Rhee-style reformer unlikely for Secretary of Education

Nothing would thrill education reformers more than if Barack Obama appointed someone like D.C. Schools Chancellor Michelle Rhee to lead the Department of Education, but the hopeful are reluctant to believe it could actually happen.

Rhee, who has received national media attention for her willingness to plow past the Washington Teachers Union, represents the revolutionary side of a long-forming rift between Democratic educators. Her supporters tends to favor initiatives like merit pay, charter schools, and expedient methods for firing teachers who don’t perform.

The old guard consists of teachers-union faithful and those insistent upon traditional paths to the classroom, like an undergraduate degree in education. They champion better professional development and more secure working conditions.

On the campaign trail, Obama was able to satisfy both sides when needed. But while little mention has been made of his choice for secretary, the woman chosen to lead Obama’s education transition team is an oldguard warhorse.

Stanford University’s Linda Darling-Hammond is “not a fan of real reform,” said Michael Petrilli, vice president of the D.C.-based Thomas B. Fordham Institute, devoted to increasing accountability and choice in America’s schools. “She is the darling of the teachers unions.”

In recent years, Professor Darling-Hammond has published scathing studies of Teach for America, the reformer breeding-ground that has offered people like Michelle Rhee a path to teaching in underprivileged classrooms.

The choice of Darling-Hammond was “a very bad sign,” said Terry Moe, a senior fellow at Stanford’s Hoover Institution. “If some member of the old guard is chosen, it’s over as far as education reform,”

Politically, however, union pull remains strong.

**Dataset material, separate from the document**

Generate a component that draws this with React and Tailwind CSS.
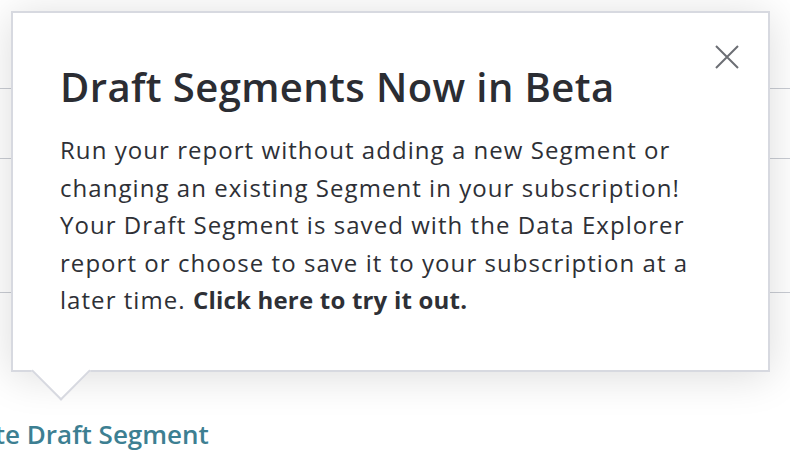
export default function App() {
    return (
        <div className="relative w-[790px] h-[466px] overflow-hidden bg-white" style={{ fontFamily: '"Open Sans", "Noto Sans", sans-serif' }}>
            <div className="flex flex-col">
                <div className="h-[89px] border-b border-[#c9ccd3]"></div>
                <div className="h-[70px] border-b border-[#c9ccd3]"></div>
                <div className="h-[134px] border-b border-[#c9ccd3]"></div>
                <div className="pt-[126px] -ml-[63px] text-[26px] font-semibold text-[#3d7f92] leading-[30px] whitespace-nowrap">
                    Create Draft Segment
                </div>
            </div>

            <div className="absolute left-[11px] top-[11px] w-[759px] h-[361px] bg-white border-2 border-[#d7d9e0] shadow-[0_4px_40px_rgba(0,0,0,0.14)]">
                <div className="flex flex-col pl-[47px] pr-[28px] pt-[31px]">
                    <div className="flex justify-end">
                        <button className="w-[26px] h-[26px] text-[#6c6e74]">
                            <svg viewBox="0 0 26 26" width="26" height="26" fill="none" stroke="currentColor" strokeWidth="2">
                                <path d="M2 2 L24 24 M24 2 L2 24" />
                            </svg>
                        </button>
                    </div>
                    <h2 className="-mt-[7px] text-[40px] font-semibold text-[#2b2d33] leading-[48px] tracking-[0.4px]">
                        Draft Segments Now in Beta
                    </h2>
                    <p className="mt-[20px] text-[24px] leading-[37.5px] text-[#2e3036] tracking-[1.05px] whitespace-nowrap">
                        Run your report without adding a new Segment or<br />
                        changing an existing Segment in your subscription!<br />
                        Your Draft Segment is saved with the Data Explorer<br />
                        report or choose to save it to your subscription at a<br />
                        later time. <span className="font-bold tracking-[0.2px] cursor-pointer">Click here to try it out.</span>
                    </p>
                </div>
                <div className="absolute left-[27px] -bottom-[22px] w-[42px] h-[42px] rotate-45 bg-white border-r-2 border-b-2 border-[#d7d9e0]"></div>
            </div>
        </div>
    );
}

“The new reformers may have the moral authority,” Petrilli said, “but they don’t have the masses of ground troops and the money.” He added that teachers union members made up about 10 percent of delegates at the Democratic National Convention.

Teachers unions “have been for decades one of the key power centers of the Democratic party,” Moe said. “So for Obama to go against them would be a bold and risky move.”

Even so, Moe remains hopeful, citing Obama’s reputation as an independent thinker, and unions “on the defensive like they never have been.”

Petrilli believes reformers will have a voice in the administration, but Obama will ultimately choose a union-safe bet for the education chief post.

“It’ll likely be reformers and establishment folks battling it out for the next four years, and that probably won’t lead to good policymaking,” Petrilli said.

As for Rhee, the most important quality for the secretary’s position should be “fortitude and willingness to go up against the entrenched interests,” she said.

But if that person possibly could be her, she’s keeping quiet.

“I’m very happy in my job for as long as the mayor will have me,” Rhee said.